-- START OF Information shown --

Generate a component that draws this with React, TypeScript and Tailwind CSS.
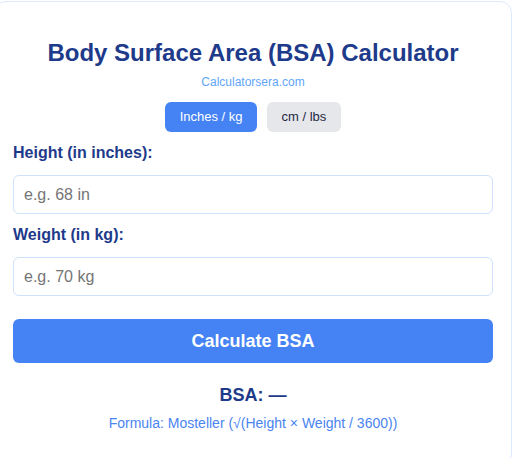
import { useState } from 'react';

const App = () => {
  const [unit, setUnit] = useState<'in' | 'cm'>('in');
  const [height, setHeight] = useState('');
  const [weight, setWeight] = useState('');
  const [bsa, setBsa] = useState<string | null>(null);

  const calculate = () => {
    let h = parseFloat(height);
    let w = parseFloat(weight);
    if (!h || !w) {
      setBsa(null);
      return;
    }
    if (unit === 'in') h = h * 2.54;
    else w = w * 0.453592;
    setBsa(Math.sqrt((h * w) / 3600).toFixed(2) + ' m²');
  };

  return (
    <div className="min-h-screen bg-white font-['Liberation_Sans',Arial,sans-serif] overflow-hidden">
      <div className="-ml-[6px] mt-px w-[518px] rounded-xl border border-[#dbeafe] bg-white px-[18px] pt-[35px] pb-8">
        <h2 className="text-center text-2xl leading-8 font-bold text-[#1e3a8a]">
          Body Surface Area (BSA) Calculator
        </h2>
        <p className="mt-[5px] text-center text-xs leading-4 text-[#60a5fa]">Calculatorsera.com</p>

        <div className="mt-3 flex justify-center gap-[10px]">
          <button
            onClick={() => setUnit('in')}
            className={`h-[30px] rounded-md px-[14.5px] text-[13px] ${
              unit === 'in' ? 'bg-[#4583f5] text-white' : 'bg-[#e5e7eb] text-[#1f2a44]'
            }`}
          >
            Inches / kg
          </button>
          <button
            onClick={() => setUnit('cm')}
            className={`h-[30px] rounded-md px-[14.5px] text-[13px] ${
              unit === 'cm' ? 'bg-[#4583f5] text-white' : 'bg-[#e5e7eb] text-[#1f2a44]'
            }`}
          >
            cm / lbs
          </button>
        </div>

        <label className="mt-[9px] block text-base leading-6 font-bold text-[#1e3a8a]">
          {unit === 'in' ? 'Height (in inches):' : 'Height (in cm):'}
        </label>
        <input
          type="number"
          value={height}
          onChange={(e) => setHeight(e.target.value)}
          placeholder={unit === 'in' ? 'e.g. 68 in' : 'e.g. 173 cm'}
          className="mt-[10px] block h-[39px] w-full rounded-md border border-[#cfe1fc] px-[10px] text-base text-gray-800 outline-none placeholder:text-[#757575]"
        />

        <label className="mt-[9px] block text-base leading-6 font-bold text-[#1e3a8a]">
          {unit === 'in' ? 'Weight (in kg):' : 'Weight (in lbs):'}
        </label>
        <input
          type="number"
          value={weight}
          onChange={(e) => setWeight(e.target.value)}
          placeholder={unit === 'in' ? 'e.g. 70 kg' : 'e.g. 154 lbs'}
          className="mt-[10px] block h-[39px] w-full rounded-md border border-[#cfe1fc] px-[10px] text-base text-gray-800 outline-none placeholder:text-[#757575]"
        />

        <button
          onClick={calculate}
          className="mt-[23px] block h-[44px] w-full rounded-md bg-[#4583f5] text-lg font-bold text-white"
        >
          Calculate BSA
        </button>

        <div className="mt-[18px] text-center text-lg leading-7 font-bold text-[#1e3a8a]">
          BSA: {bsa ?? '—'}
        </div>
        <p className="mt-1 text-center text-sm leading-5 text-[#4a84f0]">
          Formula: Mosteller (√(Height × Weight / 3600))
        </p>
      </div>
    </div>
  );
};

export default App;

-- END OF Information shown --

Required work: Every line from the top of the material above through the line with "const [bsa, setBsa]" should be duplicated exactly, please; leave out the pictures.

Correct answer:
Generate a component that draws this with React, TypeScript and Tailwind CSS.
import { useState } from 'react';

const App = () => {
  const [unit, setUnit] = useState<'in' | 'cm'>('in');
  const [height, setHeight] = useState('');
  const [weight, setWeight] = useState('');
  const [bsa, setBsa] = useState<string | null>(null);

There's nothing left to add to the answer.